Defendant has not met its burden. 
Defendant refuses to produce documents that it determines
constitutes trade secret or proprietary information or is protected by the
attorney-client privilege.  Defendant is
required to provide a privilege log of all the documents at issue and the
specific objection so that the court can determine whether any privilege
applies. (Code Civ. Proc., § 2031.240 subp. (b).) The privilege log must
contain clear descriptions of the documents as set forth in the statute. 
The statute requires production of documents that are in the
possession, custody, or control of that party. Defendant is also required to
provide contact information of any organization believed to have possession,
custody, or control. (Code Civ. Proc., § 2031.230.)  Defendant’s response is improperly limiting. 

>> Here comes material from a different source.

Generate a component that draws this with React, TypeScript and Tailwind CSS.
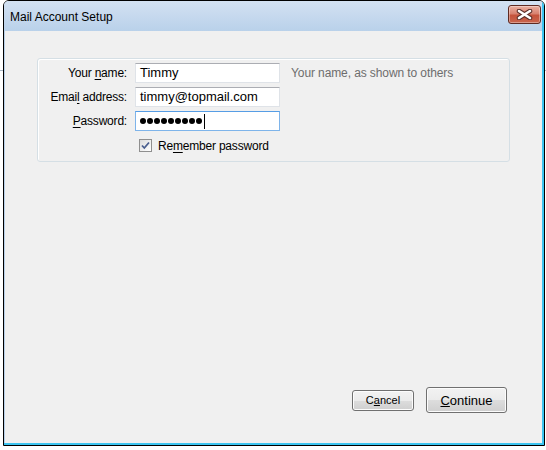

To the extent that Defendant refers Plaintiff to documents
previously produced, the response is improper.  Plaintiff is entitled to a complete response
in the form required by statute. It is not proper to answer “by stating, ‘see
my deposition,’ ‘see my pleading,’ or ‘see the financial statement. Indeed, if
a question does require the responding party to make reference to a pleading or
document, the pleading or document should be identified and summarized so the
answer is fully responsive to the question.” (Deyo v. Kilbourne,
(1978) 84 Cal. App. 3d 771, 783-784.) 
IV.   
CONCLUSION
      Based on the foregoing,
Plaintiff’s motion is GRANTED. Defendant is ordered to produce a witness or
witnesses qualified to testify on the topics identified in Plaintiff’s Notice
of Deposition and to comply with the Demand to Produce Documents at Deposition
within 10 days without limitation or condition.